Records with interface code

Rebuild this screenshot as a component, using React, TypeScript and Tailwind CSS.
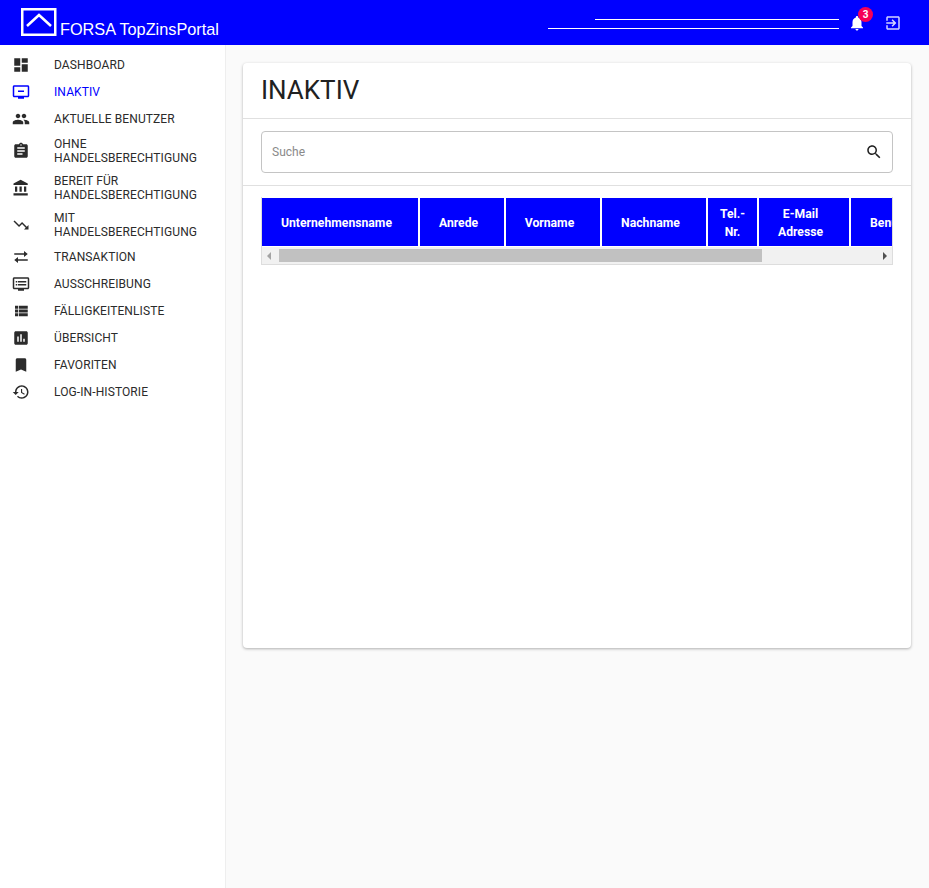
import React from "react";

const navItems = [
  { label: ["DASHBOARD"], d: "M3 13h8V3H3v10zm0 8h8v-6H3v6zm10 0h8V11h-8v10zm0-18v6h8V3h-8z" },
  { label: ["INAKTIV"], active: true, d: "M21 3H3c-1.1 0-2 .9-2 2v12c0 1.1.9 2 2 2h5v2h8v-2h5c1.1 0 1.99-.9 1.99-2L23 5c0-1.1-.9-2-2-2zm0 14H3V5h18v12zM8 10h8v2H8z" },
  { label: ["AKTUELLE BENUTZER"], d: "M16 11c1.66 0 2.99-1.34 2.99-3S17.66 5 16 5c-1.66 0-3 1.34-3 3s1.34 3 3 3zm-8 0c1.66 0 2.99-1.34 2.99-3S9.66 5 8 5C6.34 5 5 6.34 5 8s1.34 3 3 3zm0 2c-2.33 0-7 1.17-7 3.5V19h14v-2.5c0-2.33-4.67-3.5-7-3.5zm8 0c-.29 0-.62.02-.97.05 1.16.84 1.97 1.97 1.97 3.45V19h6v-2.5c0-2.33-4.67-3.5-7-3.5z" },
  { label: ["OHNE", "HANDELSBERECHTIGUNG"], d: "M19 3h-4.18C14.4 1.84 13.3 1 12 1c-1.3 0-2.4.84-2.82 2H5c-1.1 0-2 .9-2 2v14c0 1.1.9 2 2 2h14c1.1 0 2-.9 2-2V5c0-1.1-.9-2-2-2zm-7 0c.55 0 1 .45 1 1s-.45 1-1 1-1-.45-1-1 .45-1 1-1zm2 14H7v-2h7v2zm3-4H7v-2h10v2zm0-4H7V7h10v2z" },
  { label: ["BEREIT FÜR", "HANDELSBERECHTIGUNG"], d: "M4 10v7h3v-7H4zm6 0v7h3v-7h-3zM2 22h19v-3H2v3zm14-12v7h3v-7h-3zm-4.5-9L2 6v2h19V6l-9.5-5z" },
  { label: ["MIT", "HANDELSBERECHTIGUNG"], d: "M16 18l2.29-2.29-4.88-4.88-4 4L2 7.41 3.41 6l6 6 4-4 6.3 6.29L22 12v6z" },
  { label: ["TRANSAKTION"], d: "M3 7h13V4l5 4-5 4V9H3zM21 15H8v-3l-5 4 5 4v-3h13z" },
  { label: ["AUSSCHREIBUNG"], d: "M21 3H3c-1.1 0-2 .9-2 2v12c0 1.1.9 2 2 2h5v2h8v-2h5c1.1 0 1.99-.9 1.99-2L23 5c0-1.1-.9-2-2-2zm0 14H3V5h18v12zm-2-9H8v2h11V8zm0 4H8v2h11v-2zM7 8H5v2h2V8zm0 4H5v2h2v-2z" },
  { label: ["FÄLLIGKEITENLISTE"], d: "M4 14h4v-4H4v4zm0 5h4v-4H4v4zM4 9h4V5H4v4zm5 5h12v-4H9v4zm0 5h12v-4H9v4zM9 5v4h12V5H9z" },
  { label: ["ÜBERSICHT"], d: "M19 3H5c-1.1 0-2 .9-2 2v14c0 1.1.9 2 2 2h14c1.1 0 2-.9 2-2V5c0-1.1-.9-2-2-2zM9 17H7v-7h2v7zm4 0h-2V7h2v10zm4 0h-2v-4h2v4z" },
  { label: ["FAVORITEN"], d: "M17 3H7c-1.1 0-1.99.9-1.99 2L5 21l7-3 7 3V5c0-1.1-.9-2-2-2z" },
  { label: ["LOG-IN-HISTORIE"], d: "M13 3c-4.97 0-9 4.03-9 9H1l3.89 3.89.07.14L9 12H6c0-3.87 3.13-7 7-7s7 3.13 7 7-3.13 7-7 7c-1.93 0-3.68-.79-4.94-2.06l-1.42 1.42C8.27 19.99 10.51 21 13 21c4.97 0 9-4.03 9-9s-4.03-9-9-9zm-1 5v5l4.28 2.54.72-1.21-3.5-2.08V8H12z" },
];

const columns = [
  { label: ["Unternehmensname"], className: "w-[156px] pr-[7px]" },
  { label: ["Anrede"], className: "w-[84px] pr-[7px]" },
  { label: ["Vorname"], className: "w-[94px] pr-[7px]" },
  { label: ["Nachname"], className: "w-[104px] pr-[7px]" },
  { label: ["Tel.-", "Nr."], className: "w-[49px]" },
  { label: ["E-Mail", "Adresse"], className: "w-[90px] pr-[7px]" },
  { label: ["Benutzername"], className: "w-[120px] pr-[2px]" },
];

const Icon = ({ d, className }: { d: string; className?: string }) => (
  <svg viewBox="0 0 24 24" fill="currentColor" className={className}>
    <path d={d} fillRule="evenodd" />
  </svg>
);

export default function App() {
  return (
    <div className="min-h-screen flex flex-col bg-[#fafafa] font-['Roboto',sans-serif] text-[#212121]">
      {/* Top bar */}
      <header className="h-[45px] shrink-0 bg-[#0000ff] flex text-white">
        <div className="ml-[21px] mt-[7px] flex items-end h-[29px]">
          <svg viewBox="0 0 36 28" className="w-[36px] h-[28px]" fill="none" stroke="white">
            <rect x="1.25" y="1.25" width="33" height="25.5" strokeWidth="2.5" />
            <path d="M6 18 L18 7 L30 18" strokeWidth="2.5" />
          </svg>
          <span className="ml-[3px] text-[16.3px] leading-[18px] font-['Liberation_Sans',sans-serif] whitespace-nowrap translate-y-[2px]">
            FORSA TopZinsPortal
          </span>
        </div>
        <div className="ml-auto pt-[19px] flex flex-col items-end gap-[8px]">
          <div className="w-[244px] h-px bg-white" />
          <div className="w-[291px] h-px bg-white" />
        </div>
        <div className="ml-[9px] mr-[27px] mt-[14px] flex gap-[18px] items-start">
          <div className="relative w-[18px] h-[18px]">
            <Icon
              d="M12 22c1.1 0 2-.9 2-2h-4c0 1.1.89 2 2 2zm6-6v-5c0-3.07-1.64-5.64-4.5-6.32V4c0-.83-.67-1.5-1.5-1.5s-1.5.67-1.5 1.5v.68C7.63 5.36 6 7.92 6 11v5l-2 2v1h16v-1l-2-2z"
              className="w-[18px] h-[18px]"
            />
            <span className="absolute left-[10px] top-[-7px] w-[15px] h-[15px] rounded-full bg-[#f50057] text-white text-[10px] leading-[15px] font-bold text-center">
              3
            </span>
          </div>
          <Icon
            d="M10.09 15.59L11.5 17l5-5-5-5-1.41 1.41L12.67 11H3v2h9.67l-2.58 2.59zM19 3H5c-1.11 0-2 .9-2 2v4h2V5h14v14H5v-4H3v4c0 1.1.89 2 2 2h14c1.1 0 2-.9 2-2V5c0-1.1-.9-2-2-2z"
            className="w-[18px] h-[18px] text-[#d4d4ff]"
          />
        </div>
      </header>

      <div className="flex-1 flex">
        {/* Sidebar */}
        <nav className="w-[226px] shrink-0 bg-white border-r border-[#eeeeee] pt-[6px]">
          {navItems.map((item) => (
            <div
              key={item.label.join(" ")}
              className={`min-h-[27px] py-[4.5px] pl-[12px] flex items-center text-[12px] leading-[14px] tracking-[0.1px] ${item.active ? "text-[#0000ff]" : "text-[#2b2b2b]"}`}
            >
              <Icon d={item.d} className="w-[18px] h-[18px] shrink-0" />
              <div className="ml-[24px]">
                {item.label.map((line) => (
                  <div key={line}>{line}</div>
                ))}
              </div>
            </div>
          ))}
        </nav>

        {/* Main */}
        <main className="flex-1 min-w-0 pl-[17px] pr-[18px] pt-[18px]">
          <section className="h-[585px] bg-white rounded-[4px] shadow-[0_1px_3px_rgba(0,0,0,0.3)]">
            <div className="h-[56px] px-[18px] pb-[2px] border-b border-[#e0e0e0] flex items-center">
              <h1 className="text-[26px] leading-[32px] font-normal">INAKTIV</h1>
            </div>
            <div className="h-[67px] px-[18px] pt-[12px] border-b border-[#e0e0e0]">
              <div className="h-[42px] rounded-[4px] border border-[#c4c4c4] pl-[10px] pr-[9px] flex items-center justify-between">
                <span className="text-[12px] text-[#8a8a8a]">Suche</span>
                <Icon
                  d="M15.5 14h-.79l-.28-.27C15.41 12.59 16 11.11 16 9.5 16 5.91 13.09 3 9.5 3S3 5.91 3 9.5 5.91 16 9.5 16c1.61 0 3.09-.59 4.23-1.57l.27.28v.79l5 4.99L20.49 19l-4.99-5zm-6 0C7.01 14 5 11.99 5 9.5S7.01 5 9.5 5 14 7.01 14 9.5 11.99 14 9.5 14z"
                  className="w-[18px] h-[18px]"
                />
              </div>
            </div>
            {/* Table with horizontal scroll */}
            <div className="mx-[18px] mt-[11px] border border-[#dddddd] border-t-0">
              <div className="flex gap-[2px] overflow-hidden pt-px">
                {columns.map((col) => (
                  <div
                    key={col.label[0]}
                    className={`${col.className} shrink-0 h-[48px] pt-[2px] bg-[#0000ff] text-white text-[12.2px] leading-[18px] font-bold flex flex-col items-center justify-center`}
                  >
                    {col.label.map((line) => (
                      <div key={line}>{line}</div>
                    ))}
                  </div>
                ))}
              </div>
              <div className="h-[17px] mt-px bg-[#f1f1f1] flex items-center justify-between px-[5px]">
                <div className="w-0 h-0 border-y-[4px] border-y-transparent border-r-[4px] border-r-[#a3a3a3]" />
                <div className="w-[483px] h-[13px] bg-[#c1c1c1] ml-[8px] mr-auto" />
                <div className="w-0 h-0 border-y-[4px] border-y-transparent border-l-[4px] border-l-[#505050]" />
              </div>
            </div>
          </section>
        </main>
      </div>
    </div>
  );
}
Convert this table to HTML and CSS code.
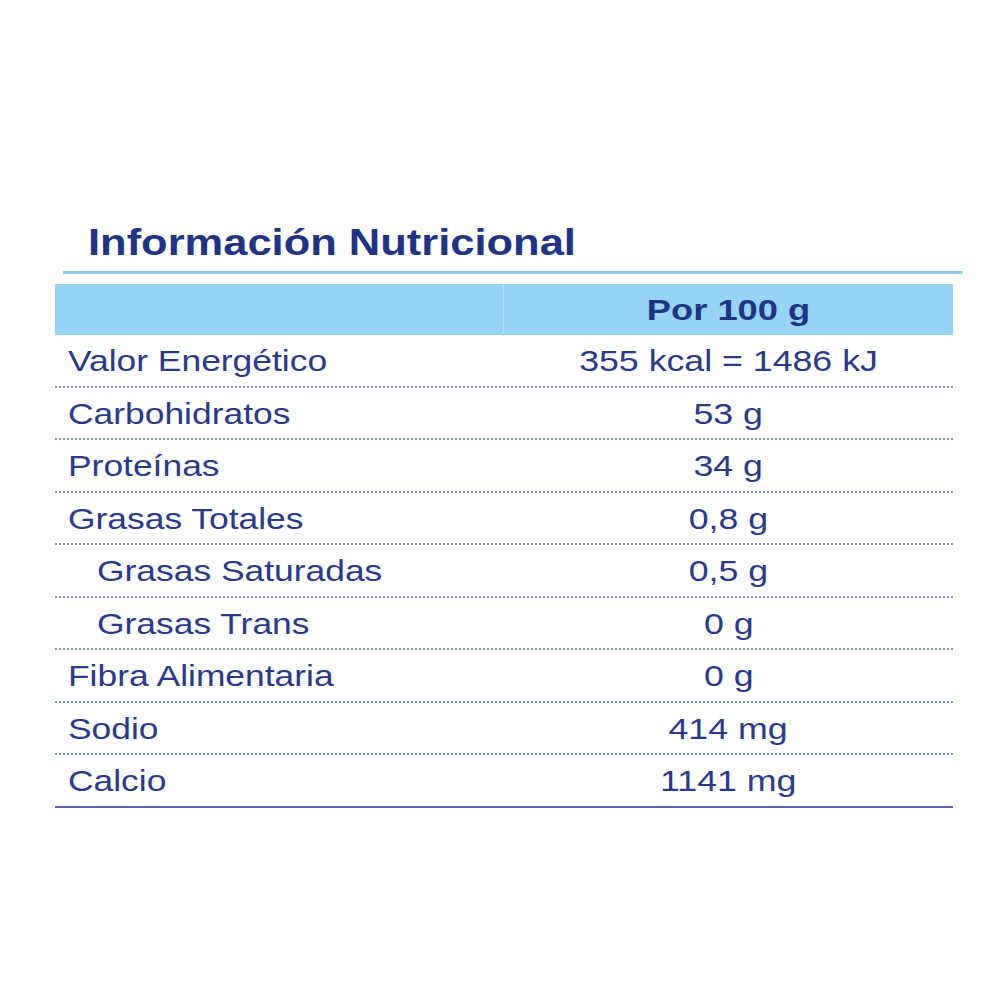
FILE: index.html
```html
<!DOCTYPE html>
<html lang="es">
<head>
<meta charset="utf-8">
<title>Información Nutricional</title>
<link rel="stylesheet" href="styles.css">
</head>
<body>
<main class="panel">
  <h1 class="title"><span class="wide">Información Nutricional</span></h1>
  <div class="rule"></div>
  <div class="table">
    <div class="head">
      <div class="head-label"></div>
      <div class="head-value"><span class="wide">Por 100 g</span></div>
    </div>
    <div class="row"><span class="label"><span class="wide">Valor Energético</span></span><span class="value"><span class="wide">355 kcal = 1486 kJ</span></span></div>
    <div class="row"><span class="label"><span class="wide">Carbohidratos</span></span><span class="value"><span class="wide">53 g</span></span></div>
    <div class="row"><span class="label"><span class="wide">Proteínas</span></span><span class="value"><span class="wide">34 g</span></span></div>
    <div class="row"><span class="label"><span class="wide">Grasas Totales</span></span><span class="value"><span class="wide">0,8 g</span></span></div>
    <div class="row"><span class="label sub"><span class="wide">Grasas Saturadas</span></span><span class="value"><span class="wide">0,5 g</span></span></div>
    <div class="row"><span class="label sub"><span class="wide">Grasas Trans</span></span><span class="value"><span class="wide">0 g</span></span></div>
    <div class="row"><span class="label"><span class="wide">Fibra Alimentaria</span></span><span class="value"><span class="wide">0 g</span></span></div>
    <div class="row"><span class="label"><span class="wide">Sodio</span></span><span class="value"><span class="wide">414 mg</span></span></div>
    <div class="row last"><span class="label"><span class="wide">Calcio</span></span><span class="value"><span class="wide">1141 mg</span></span></div>
  </div>
</main>
</body>
</html>
```
FILE: styles.css
```css
html, body {
  margin: 0;
  padding: 0;
  background: #ffffff;
}
body {
  font-family: "Liberation Sans", Arial, sans-serif;
  color: #28398e;
}
.panel {
  width: 1000px;
  height: 1000px;
  padding-top: 222px;
  box-sizing: border-box;
}
.wide {
  display: inline-block;
  transform: scaleX(1.18);
  transform-origin: left center;
  white-space: nowrap;
}
.title {
  margin: 0 0 0 88px;
  font-size: 37px;
  font-weight: bold;
  line-height: 42px;
  color: #1f3487;
}
.title .wide {
  transform: scaleX(1.175);
}
.rule {
  margin: 7px 0 0 63px;
  width: 900px;
  height: 3px;
  background: #8fd2f0;
}
.table {
  margin: 10px 0 0 55px;
  width: 898px;
}
.head {
  display: grid;
  grid-template-columns: 449px 1fr;
  height: 51px;
  background: #97d3f4;
}
.head-label {
  border-right: 1px solid #b3e0f7;
}
.head-value {
  text-align: center;
  font-weight: bold;
  font-size: 30px;
  line-height: 52px;
  color: #1f3487;
}
.head-value .wide {
  transform: scaleX(1.21);
  transform-origin: center;
}
.row {
  display: grid;
  grid-template-columns: 449px 1fr;
  height: 52.5px;
  box-sizing: border-box;
  border-bottom: 2px dotted #8591c6;
  font-size: 30px;
  line-height: 51px;
}
.row.last {
  border-bottom: 2px solid #5366b2;
}
.label {
  padding-left: 13px;
}
.label.sub {
  padding-left: 42px;
}
.value {
  text-align: center;
}
.value .wide {
  transform: scaleX(1.19);
  transform-origin: center;
}
```
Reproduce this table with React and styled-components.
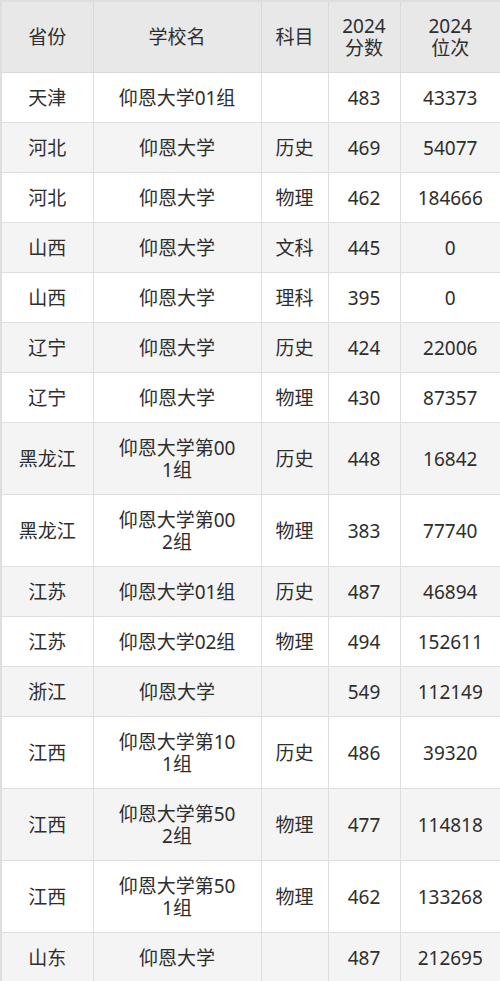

GOAL — Retype the records above word for word, from their first line through the line containing "import React from", and leave out every picture.

ANSWER FOR THIS EXERCISE —
Rebuild this screenshot as a component, using React, TypeScript and Tailwind CSS.
import React from "react";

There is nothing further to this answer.